== Dataset extract ==
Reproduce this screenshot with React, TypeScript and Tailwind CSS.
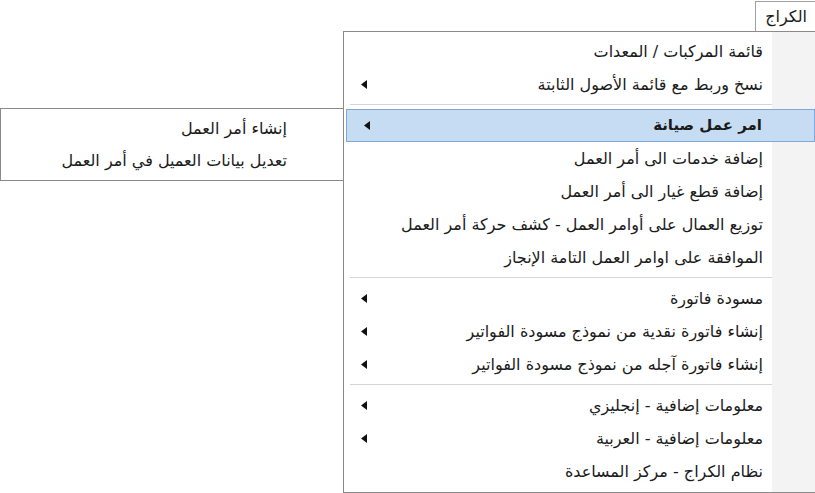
import React from "react";

type Item = { label: string; arrow?: boolean; bold?: boolean; active?: boolean } | "sep";

const items: Item[] = [
  { label: "قائمة المركبات / المعدات" },
  { label: "نسخ وربط مع قائمة الأصول الثابتة", arrow: true },
  "sep",
  { label: "امر عمل صيانة", arrow: true, bold: true, active: true },
  { label: "إضافة خدمات الى أمر العمل" },
  { label: "إضافة قطع غيار الى أمر العمل" },
  { label: "توزيع العمال على أوامر العمل - كشف حركة أمر العمل" },
  { label: "الموافقة على اوامر العمل التامة الإنجاز" },
  "sep",
  { label: "مسودة فاتورة", arrow: true },
  { label: "إنشاء فاتورة نقدية من نموذج مسودة الفواتير", arrow: true },
  { label: "إنشاء فاتورة آجله من نموذج مسودة الفواتير", arrow: true },
  "sep",
  { label: "معلومات إضافية - إنجليزي", arrow: true },
  { label: "معلومات إضافية - العربية", arrow: true },
  { label: "نظام الكراج - مركز المساعدة" },
];

function Arrow() {
  return (
    <svg width="6" height="9" viewBox="0 0 6 9" className="shrink-0">
      <polygon points="6,0 6,9 0,4.5" fill="#111" />
    </svg>
  );
}

export default function App() {
  return (
    <div
      className="relative w-[815px] h-[493px] overflow-hidden bg-white text-[#1b1b1b] text-[16px] leading-none"
      style={{ fontFamily: '"DejaVu Sans", Tahoma, sans-serif' }}
    >
      <div className="flex justify-end pt-[1px]">
        <div
          dir="rtl"
          className="w-[60px] h-[30px] border-t border-l border-[#a0a0a0] bg-white flex items-center pr-[8px]"
        >
          الكراج
        </div>
      </div>
      <div className="ml-[343px] h-[462px] border border-r-0 border-[#8a8a8a] bg-[linear-gradient(to_left,#f3f3f3_43px,#ffffff_43px)] pt-[3px] flex flex-col">
        {items.map((it, i) =>
          it === "sep" ? (
            <div key={i} className="h-[8px] flex items-center pl-[6px] pr-[43px]">
              <div className="w-full border-t border-[#d5d5d5] border-b border-b-white" />
            </div>
          ) : (
            <div
              key={i}
              dir="rtl"
              className={
                "h-[33px] shrink-0 flex items-center justify-between pr-[52px] pl-[17px] " +
                (it.active ? "bg-[#c6dcf3] border border-[#7fa8d8] ml-[2px] font-bold text-[15px]" : "")
              }
            >
              <span>{it.label}</span>
              {it.arrow ? <Arrow /> : null}
            </div>
          )
        )}
      </div>
      <div
        dir="rtl"
        className="absolute left-0 top-[108px] w-[344px] h-[73px] border border-[#8a8a8a] bg-white pt-[4px] flex flex-col"
      >
        <div className="h-[32px] flex items-center pr-[56px]">إنشاء أمر العمل</div>
        <div className="h-[32px] flex items-center pr-[56px]">تعديل بيانات العميل في أمر العمل</div>
      </div>
    </div>
  );
}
===
_Work to complete_:
Everything from the first line of the listing above through the line that contains "string; arrow?: boolean;" is to be restated word for word, minus the pictures.

_Solution below_:
Reproduce this screenshot with React, TypeScript and Tailwind CSS.
import React from "react";

type Item = { label: string; arrow?: boolean; bold?: boolean; active?: boolean } | "sep";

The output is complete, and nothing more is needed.